Double progression fits almost any experience level, but it shines most for intermediate lifters, those with roughly six months or more of consistent training. At this stage, adding weight every session has likely stalled on most lifts, and the rep-building phase gives your muscles and connective tissue time to adapt before handling heavier loads.

It’s particularly useful for exercises where loading in small increments is difficult. If you train at a gym where dumbbells go up in 5 lb jumps, going from 40 to 45 lbs is a 12.5% increase, which is enormous for something like a lateral raise. Building from 10 reps to 15 reps at 40 lbs before making that jump gives your body a much more gradual path to handling the heavier weight.

It’s also a strong choice for lifters who don’t want to manage complicated periodization schemes. There’s no percentage-based math, no wave loading, no planned deload weeks baked into the system. You just track your reps, and the numbers tell you exactly when to add weight. That simplicity makes it easy to stick with, which over time matters more than any programming trick.

Common Mistakes to Avoid

The biggest mistake is jumping weight too early. If you hit 12 reps on your first set but only managed 9 on your last two, standard double progression says stay at the current weight.

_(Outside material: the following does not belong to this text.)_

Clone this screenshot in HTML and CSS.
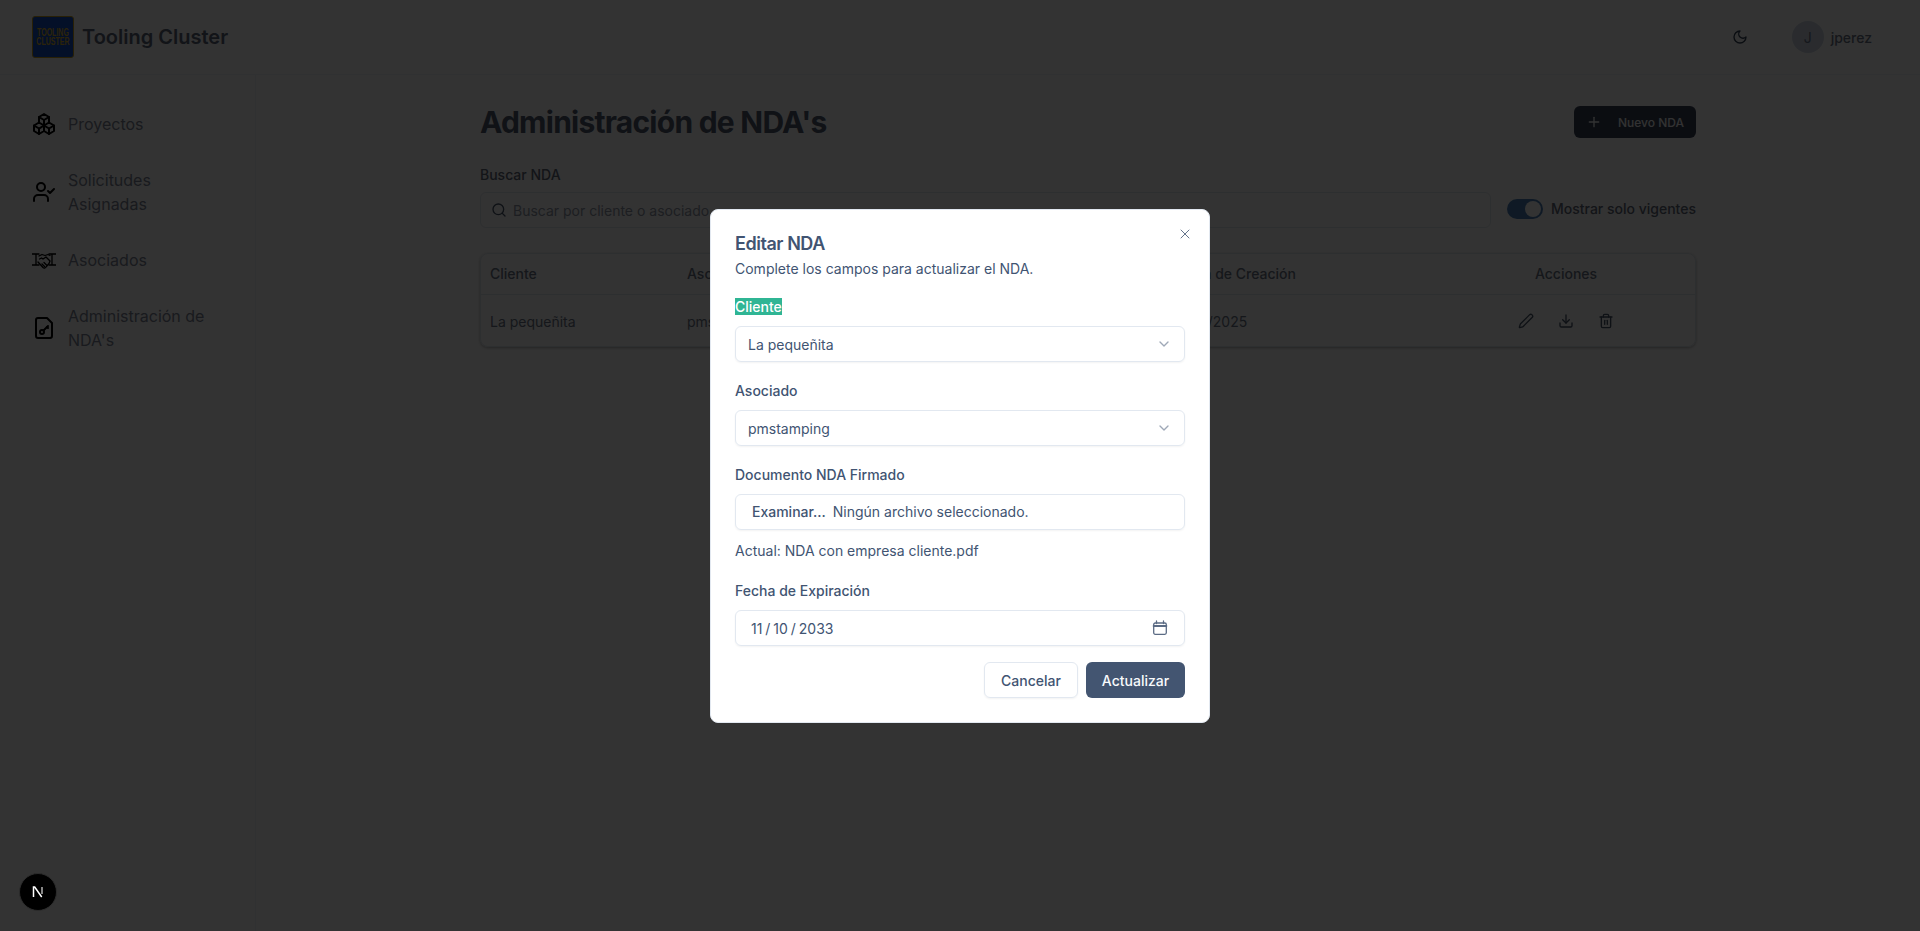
FILE: index.html
```html
<!DOCTYPE html>
<html lang="es">
  <head>
    <meta charset="UTF-8" />
    <meta name="viewport" content="width=device-width, initial-scale=1.0" />
    <title>Tooling Cluster</title>
    <link rel="stylesheet" href="styles.css">
  </head>
  <body>
    <!-- Top bar -->
    <header class="topbar">
      <div class="topbar__brand">
        <div class="topbar__logo"><span>TOOLING</span><span>CLUSTER</span></div>
        <span class="topbar__name">Tooling Cluster</span>
      </div>
      <div class="topbar__user">
        <button class="topbar__theme">
          <svg class="icon-16" viewBox="0 0 24 24"><path d="M12 3a6 6 0 0 0 9 9 9 9 0 1 1-9-9Z"/></svg>
        </button>
        <span class="topbar__avatar">J</span>
        <span class="topbar__username">jperez</span>
      </div>
    </header>

    <div class="shell">
      <!-- Sidebar -->
      <aside class="sidebar">
        <a class="sidebar__item">
          <svg class="sidebar__icon" viewBox="0 0 24 24"><path d="M7 16.5l-5 -3l5 -3l5 3v5.5l-5 3z"/><path d="M2 13.5v5.5l5 3"/><path d="M7 16.545l5 -3.03"/><path d="M17 16.5l-5 -3l5 -3l5 3v5.5l-5 3z"/><path d="M12 19l5 3"/><path d="M17 16.5l5 -3"/><path d="M12 13.5v-5.5l-5 -3l5 -3l5 3v5.5"/><path d="M7 5.03v5.455"/><path d="M12 8l5 -3"/></svg>
          <span class="sidebar__label">Proyectos</span>
        </a>
        <a class="sidebar__item">
          <svg class="sidebar__icon" viewBox="0 0 24 24"><path d="M16 21v-2a4 4 0 0 0-4-4H6a4 4 0 0 0-4 4v2"/><circle cx="9" cy="7" r="4"/><path d="M16 11l2 2 4-4"/></svg>
          <span class="sidebar__label">Solicitudes Asignadas</span>
        </a>
        <a class="sidebar__item">
          <svg class="sidebar__icon" viewBox="0 0 24 24"><path class="thin" d="M0 6h7M0 17h7M4 6v11M24 6h-7M24 17h-7M20 6v11"/><path class="thin" d="M7 8l3-1.500 3 1 3-1 2 1M6 14l5 5.500c1 1 2.500.5 3-.5l3-3.500 1-2.500-4-4-3 2-1.500-1-2 1"/><path class="thin" d="M10 16l2.500 2.500M12 14.500l2.500 2.500"/></svg>
          <span class="sidebar__label">Asociados</span>
        </a>
        <a class="sidebar__item">
          <svg class="sidebar__icon" viewBox="0 0 24 24"><path d="M15 2H6a2 2 0 0 0-2 2v16a2 2 0 0 0 2 2h12a2 2 0 0 0 2-2V7Z"/><circle cx="10" cy="16" r="2"/><path d="M16 10l-4.500 4.500"/><path d="M15 11l1 1"/></svg>
          <span class="sidebar__label">Administración de NDA's</span>
        </a>
      </aside>

      <!-- Main content -->
      <main class="content">
        <div class="content__head">
          <h1 class="content__title">Administración de NDA's</h1>
          <button class="content__new">
            <svg class="icon-16" viewBox="0 0 24 24"><path d="M5 12h14"/><path d="M12 5v14"/></svg>
            <span>Nuevo NDA</span>
          </button>
        </div>

        <div class="filters">
          <div class="filters__search">
            <label class="filters__label">Buscar NDA</label>
            <div class="filters__input">
              <svg class="icon-16" viewBox="0 0 24 24"><circle cx="11" cy="11" r="8"/><path d="M21 21l-4.300-4.300"/></svg>
              <span>Buscar por cliente o asociado</span>
            </div>
          </div>
          <div class="filters__toggle">
            <span class="switch"><span class="switch__thumb"></span></span>
            <span class="filters__label">Mostrar solo vigentes</span>
          </div>
        </div>

        <table class="nda-table">
          <colgroup>
            <col class="col-197">
            <col class="col-160">
            <col class="col-170">
            <col class="col-154">
            <col class="col-275">
            <col class="col-258">
          </colgroup>
          <thead>
            <tr>
              <th>Cliente</th>
              <th>Asociado</th>
              <th></th>
              <th></th>
              <th>Fecha de Creación</th>
              <th class="nda-table__actions-head">Acciones</th>
            </tr>
          </thead>
          <tbody>
            <tr>
              <td>La pequeñita</td>
              <td>pmstamping</td>
              <td></td>
              <td></td>
              <td>12/06/2025</td>
              <td>
                <div class="nda-table__actions">
                  <svg class="icon-16" viewBox="0 0 24 24"><path d="M21.170 6.810a1 1 0 0 0-3.990-3.990L3.840 16.170a2 2 0 0 0-.5.830l-1.320 4.350a.5.5 0 0 0 .620.620l4.350-1.320a2 2 0 0 0 .830-.5z"/></svg>
                  <svg class="icon-16" viewBox="0 0 24 24"><path d="M21 15v4a2 2 0 0 1-2 2H5a2 2 0 0 1-2-2v-4"/><path d="M7 10l5 5 5-5"/><path d="M12 15V3"/></svg>
                  <svg class="icon-16" viewBox="0 0 24 24"><path d="M3 6h18"/><path d="M19 6v14a2 2 0 0 1-2 2H7a2 2 0 0 1-2-2V6"/><path d="M8 6V4a2 2 0 0 1 2-2h4a2 2 0 0 1 2 2v2"/><path d="M10 11v6"/><path d="M14 11v6"/></svg>
                </div>
              </td>
            </tr>
          </tbody>
        </table>
      </main>
    </div>

    <!-- Edit dialog -->
    <div class="overlay">
      <div class="modal">
        <svg class="modal__close" viewBox="0 0 24 24"><path d="M18 6L6 18"/><path d="M6 6l12 12"/></svg>
        <h2 class="modal__title">Editar NDA</h2>
        <p class="modal__text">Complete los campos para actualizar el NDA.</p>

        <div class="modal__form">
          <div class="field">
            <label class="field__label"><span class="field__label--selected">Cliente</span></label>
            <div class="field__box field__box--select">
              <span>La pequeñita</span>
              <svg class="field__chevron" viewBox="0 0 24 24"><path d="M6 9l6 6 6-6"/></svg>
            </div>
          </div>
          <div class="field">
            <label class="field__label">Asociado</label>
            <div class="field__box field__box--select">
              <span>pmstamping</span>
              <svg class="field__chevron" viewBox="0 0 24 24"><path d="M6 9l6 6 6-6"/></svg>
            </div>
          </div>
          <div class="field">
            <label class="field__label">Documento NDA Firmado</label>
            <div class="field__box field__box--file">
              <span class="field__browse">Examinar...</span>
              <span>Ningún archivo seleccionado.</span>
            </div>
            <p class="field__note">Actual: NDA con empresa cliente.pdf</p>
          </div>
          <div class="field">
            <label class="field__label">Fecha de Expiración</label>
            <div class="field__box field__box--date">
              <span class="field__date">11 / 10 / 2033</span>
              <svg class="field__calendar" viewBox="0 0 16 16"><rect x="1.700" y="3" width="12.600" height="11.300" rx="1.500"/><path d="M1.700 6h12.600" class="field__calendar-bar"/><path d="M4.500 1v2.500M11.500 1v2.500"/></svg>
            </div>
          </div>
        </div>

        <div class="modal__footer">
          <button class="modal__button modal__button--cancel">Cancelar</button>
          <button class="modal__button modal__button--save">Actualizar</button>
        </div>
      </div>
    </div>

    <!-- Dev indicator -->
    <div class="dev-badge">
      <svg viewBox="0 0 18 18" class="dev-badge__mark"><path d="M4.500 14V4h1.200l7 10" /><path d="M13 4v7" class="dev-badge__fade"/></svg>
    </div>
  </body>
</html>
```

FILE: styles.css
```css
/* General Styles */
* {
  box-sizing: border-box;
}

html,
body {
  margin: 0;
  height: 931px;
  overflow: hidden;
}

body {
  font-family: Inter, "Noto Sans", sans-serif;
  font-size: 14px;
  color: #5f6878;
  background-color: #fff;
}

h1,
h2,
p {
  margin: 0;
  padding: 0;
}

button {
  font-family: inherit;
  border: none;
  background: none;
  padding: 0;
}

svg {
  fill: none;
  stroke: currentColor;
  stroke-width: 2;
  stroke-linecap: round;
  stroke-linejoin: round;
  flex-shrink: 0;
}

.icon-16 {
  width: 16px;
  height: 16px;
}

/* Top bar */
.topbar {
  height: 75px;
  display: flex;
  align-items: center;
  justify-content: space-between;
  padding: 0 48px 0 32px;
  border-bottom: 1px solid #f1f5f9;
}

.topbar__brand {
  display: flex;
  align-items: center;
  gap: 8px;
}

.topbar__logo {
  width: 42px;
  height: 42px;
  display: flex;
  flex-flow: column;
  align-items: center;
  justify-content: center;
  background-color: #1450c8;
  border: 1px solid #c9a020;
  border-radius: 3px;
  color: #d9b030;
  font-family: "Liberation Sans", sans-serif;
  font-weight: 700;
  font-size: 11px;
  line-height: 9px;
}

.topbar__logo span {
  transform: scaleX(0.64);
  white-space: nowrap;
}

.topbar__name {
  font-size: 20px;
  font-weight: 600;
  color: #5a6478;
}

.topbar__user {
  display: flex;
  align-items: center;
}

.topbar__theme {
  width: 36px;
  height: 36px;
  display: flex;
  align-items: center;
  justify-content: center;
  margin-right: 34px;
  color: #334155;
}

.topbar__avatar {
  width: 32px;
  height: 32px;
  display: flex;
  align-items: center;
  justify-content: center;
  margin-right: 7px;
  border-radius: 50%;
  background-color: #cfd8e6;
  color: #6a768e;
  font-size: 14px;
}

.topbar__username {
  color: #6b7485;
  font-size: 14px;
  font-weight: 500;
}

/* Layout */
.shell {
  display: flex;
  height: 856px;
}

.sidebar {
  width: 256px;
  flex-shrink: 0;
  display: flex;
  flex-flow: column;
  gap: 16px;
  padding: 29px 32px 0;
  border-right: 1px solid #f1f5f9;
}

.sidebar__item {
  display: flex;
  align-items: center;
  gap: 12px;
  padding: 8px 0;
  font-size: 16px;
  line-height: 24px;
  color: #7c8494;
}

.sidebar__icon {
  width: 24px;
  height: 24px;
  color: #000;
}

.sidebar__icon .thin {
  stroke-width: 1.300;
}

.sidebar__label {
  width: 150px;
}

.content {
  width: 1216px;
  margin: 0 auto;
  padding-top: 29px;
}

.content__head {
  display: flex;
  align-items: center;
  justify-content: space-between;
  height: 36px;
}

.content__title {
  font-size: 30px;
  line-height: 36px;
  font-weight: 700;
  letter-spacing: -0.025em;
  color: #505a70;
}

.content__new {
  width: 122px;
  height: 32px;
  display: flex;
  align-items: center;
  gap: 16px;
  padding-left: 12px;
  border-radius: 6px;
  background-color: #3a4358;
  color: #f8fafc;
  font-size: 12px;
  font-weight: 500;
}

/* Filters */
.filters {
  display: flex;
  align-items: flex-end;
  gap: 16px;
  margin-top: 25px;
}

.filters__search {
  flex: 1;
  display: flex;
  flex-flow: column;
  gap: 7px;
}

.filters__label {
  font-size: 14px;
  line-height: 20px;
  font-weight: 500;
  color: #5f6878;
}

.filters__input {
  height: 36px;
  display: flex;
  align-items: center;
  gap: 6px;
  padding-left: 10px;
  border: 1px solid #e2e8f0;
  border-radius: 6px;
  color: #8f97a6;
}

.filters__input svg {
  color: #475569;
}

.filters__toggle {
  height: 36px;
  display: flex;
  align-items: center;
  gap: 8px;
  margin-bottom: 1px;
}

.switch {
  width: 36px;
  height: 20px;
  display: flex;
  justify-content: flex-end;
  padding: 2px;
  border-radius: 10px;
  background-color: #4a7fb8;
}

.switch__thumb {
  width: 16px;
  height: 16px;
  border-radius: 50%;
  background-color: #fff;
}

/* Table */
.nda-table {
  width: 100%;
  margin-top: 25px;
  table-layout: fixed;
  border-collapse: separate;
  border-spacing: 0;
  border: 1px solid #e2e8f0;
  border-radius: 8px;
  box-shadow: 0 1px 3px rgba(0, 0, 0, 0.3);
}

.col-197 { width: 197px; }
.col-160 { width: 160px; }
.col-170 { width: 170px; }
.col-154 { width: 154px; }
.col-275 { width: 275px; }
.col-258 { width: 258px; }

.nda-table th {
  height: 41px;
  padding: 0 9px 2px;
  text-align: left;
  font-weight: 500;
  color: #6b7485;
  border-bottom: 1px solid #e2e8f0;
}

.nda-table td {
  height: 51px;
  padding: 1px 9px 0;
  color: #6b7485;
}

.nda-table .nda-table__actions-head {
  text-align: center;
}

.nda-table__actions {
  display: flex;
  justify-content: center;
  gap: 24px;
  color: #475569;
}

/* Dialog */
.overlay {
  position: fixed;
  inset: 0;
  display: flex;
  align-items: center;
  justify-content: center;
  background-color: rgba(0, 0, 0, 0.8);
}

.modal {
  position: relative;
  width: 500px;
  height: 514px;
  padding: 25px 24px 0;
  border: 1px solid #e2e8f0;
  border-radius: 8px;
  background-color: #fff;
  color: #415472;
}

.modal__close {
  position: absolute;
  top: 16px;
  right: 16px;
  width: 16px;
  height: 16px;
  stroke-width: 1.500;
  color: #64748b;
}

.modal__title {
  font-size: 18px;
  line-height: 18px;
  font-weight: 600;
  letter-spacing: -0.025em;
}

.modal__text {
  margin-top: 6px;
  font-size: 14px;
  line-height: 20px;
}

.modal__form {
  display: flex;
  flex-flow: column;
  gap: 22px;
  margin-top: 21px;
}

.field {
  display: flex;
  flex-flow: column;
  gap: 12px;
}

.field__label {
  font-size: 14px;
  line-height: 14px;
  font-weight: 500;
}

.field__label--selected {
  background-color: #2fb594;
  color: #fff;
}

.field__box {
  height: 36px;
  display: flex;
  align-items: center;
  padding: 0 12px;
  border: 1px solid #e2e8f0;
  border-radius: 6px;
  box-shadow: 0 1px 2px rgba(0, 0, 0, 0.05);
  font-size: 14px;
}

.field__box--select {
  justify-content: space-between;
  padding-top: 1px;
}

.field__box--file {
  gap: 7px;
  padding-left: 16px;
}

.field__box--date {
  justify-content: space-between;
  padding: 2px 20px 0 15px;
}

.field__browse {
  font-weight: 500;
}

.field__date {
  word-spacing: -1px;
}

.field__chevron {
  width: 16px;
  height: 16px;
  margin-right: 0;
  opacity: 0.5;
}

.field__calendar {
  width: 16px;
  height: 16px;
  stroke-width: 1.300;
  color: #5b6b84;
  margin-top: -2px;
  margin-right: -4px;
}

.field__calendar-bar {
  stroke-width: 2;
}

.field__note {
  margin-top: -1px;
  margin-bottom: 1px;
  font-size: 14px;
  line-height: 20px;
}

.modal__footer {
  display: flex;
  justify-content: flex-end;
  gap: 8px;
  margin-top: 16px;
}

.modal__button {
  height: 36px;
  padding-top: 1px;
  border-radius: 6px;
  font-size: 14px;
  font-weight: 500;
}

.modal__button--cancel {
  width: 94px;
  border: 1px solid #e2e8f0;
  color: #415472;
  box-shadow: 0 1px 2px rgba(0, 0, 0, 0.05);
}

.modal__button--save {
  width: 99px;
  background-color: #435571;
  color: #f8fafc;
}

/* Dev indicator */
.dev-badge {
  position: fixed;
  left: 19px;
  bottom: 20px;
  width: 38px;
  height: 38px;
  display: flex;
  align-items: center;
  justify-content: center;
  border: 1px solid #2c2c2c;
  border-radius: 50%;
  background-color: #000;
}

.dev-badge__mark {
  width: 18px;
  height: 18px;
  color: #fff;
  stroke-width: 1.500;
  stroke-linecap: butt;
  stroke-linejoin: miter;
}

.dev-badge__fade {
  opacity: 0.7;
}
```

Increasing prematurely means your later sets drop below the bottom of the range, and you end up grinding through reps that are too heavy to accumulate meaningful volume.

The second mistake is choosing a rep range that’s too wide. Something like 6 to 15 sounds flexible, but it means you could spend months at the same weight trying to push every set to 15 reps. A span of 3 to 5 reps within your range (like 6 to 8, 8 to 12, or 10 to 15) keeps the timeline reasonable and gives you a clear finish line.

Finally, some people forget to track. Double progression only works if you know what you did last session. You need to record the weight and reps for every set. A notes app, a spreadsheet, or a dedicated workout tracker all work. Without that data, you’re guessing, and guessing usually means stalling.